__Data extract__
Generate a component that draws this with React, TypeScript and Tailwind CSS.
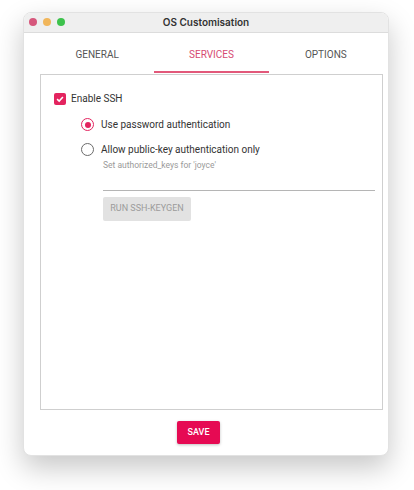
import React from 'react';

const tabs = ['GENERAL', 'SERVICES', 'OPTIONS'];

const Radio = ({ checked, label }: { checked?: boolean; label: string }) => (
  <div className="flex items-center gap-[7px]">
    <div
      className={`flex h-[13px] w-[13px] items-center justify-center rounded-full border-[1.5px] ${
        checked ? 'border-[#e3245f]' : 'border-[#6b6b6b]'
      }`}
    >
      {checked && <div className="h-[6px] w-[6px] rounded-full bg-[#e3245f]" />}
    </div>
    <span className="text-[10px] text-[#333]">{label}</span>
  </div>
);

const App = () => {
  return (
    <div className="flex h-[490px] w-[414px] justify-start bg-white pl-[23px] pt-[12px] font-['Roboto',sans-serif]">
      <div className="flex h-[444px] w-[366px] flex-col overflow-hidden rounded-[8px] border border-[#e2e2e2] bg-white shadow-[0_12px_28px_rgba(0,0,0,0.22)]">
        {/* title bar */}
        <div className="relative flex h-[20px] shrink-0 items-center justify-center border-b border-[#dcdcdc] bg-[#efefef]">
          <div className="absolute left-[5px] top-[5px] flex gap-[6px]">
            <div className="h-[8px] w-[8px] rounded-full bg-[#d6577c]" />
            <div className="h-[8px] w-[8px] rounded-full bg-[#f1b65b]" />
            <div className="h-[8px] w-[8px] rounded-full bg-[#3dc24c]" />
          </div>
          <span className="font-['Inter',sans-serif] text-[10px] font-semibold text-[#333]">OS Customisation</span>
        </div>

        <div className="flex flex-1 flex-col pl-[16px] pr-[5px]">
          {/* tabs */}
          <div className="grid h-[40px] grid-cols-3">
            {tabs.map((t) => (
              <div key={t} className="flex flex-col items-center">
                <span
                  className={`mt-[14px] text-[10px] ${t === 'SERVICES' ? 'text-[#d64a72]' : 'text-[#555]'}`}
                >
                  {t}
                </span>
                {t === 'SERVICES' && <div className="mt-auto h-[2px] w-full bg-[#e2587a]" />}
              </div>
            ))}
          </div>

          {/* content */}
          <div className="mt-[1px] h-[336px] border border-[#cfcfcf] pl-[13px] pr-[7px] pt-[16px]">
            <div className="flex items-center gap-[5px]">
              <div className="flex h-[12px] w-[12px] items-center justify-center rounded-[2px] bg-[#e3245f]">
                <svg viewBox="0 0 12 12" className="h-[10px] w-[10px]" fill="none" stroke="white" strokeWidth="1.8">
                  <path d="M2.5 6.2 L5 8.5 L9.5 3.5" />
                </svg>
              </div>
              <span className="text-[10px] text-[#333]">Enable SSH</span>
            </div>

            <div className="ml-[27px] mt-[11px] flex flex-col gap-[10px]">
              <Radio checked label="Use password authentication" />
              <Radio label="Allow public-key authentication only" />
            </div>

            <div className="ml-[49px] mt-[2px]">
              <div className="flex h-[32px] items-start border-b border-[#b5b5b5] text-[8.5px] text-[#9a9a9a]">
                Set authorized_keys for 'joyce'
              </div>
              <div className="mt-[6px] flex">
                <button className="h-[24px] w-[88px] rounded-[2px] bg-[#e2e2e2] text-[9px] text-[#9c9c9c]">
                  RUN SSH-KEYGEN
                </button>
              </div>
            </div>
          </div>

          {/* save */}
          <div className="mt-[11px] flex pl-[137px]">
            <button className="h-[23px] w-[43px] rounded-[2px] bg-[#e60a53] text-[9px] font-medium text-white shadow-[0_1px_3px_rgba(0,0,0,0.25)]">
              SAVE
            </button>
          </div>
        </div>
      </div>
    </div>
  );
};

export default App;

__Required task__
Copy out each line that contains the word "React".

__Written reply__
Generate a component that draws this with React, TypeScript and Tailwind CSS.
import React from 'react';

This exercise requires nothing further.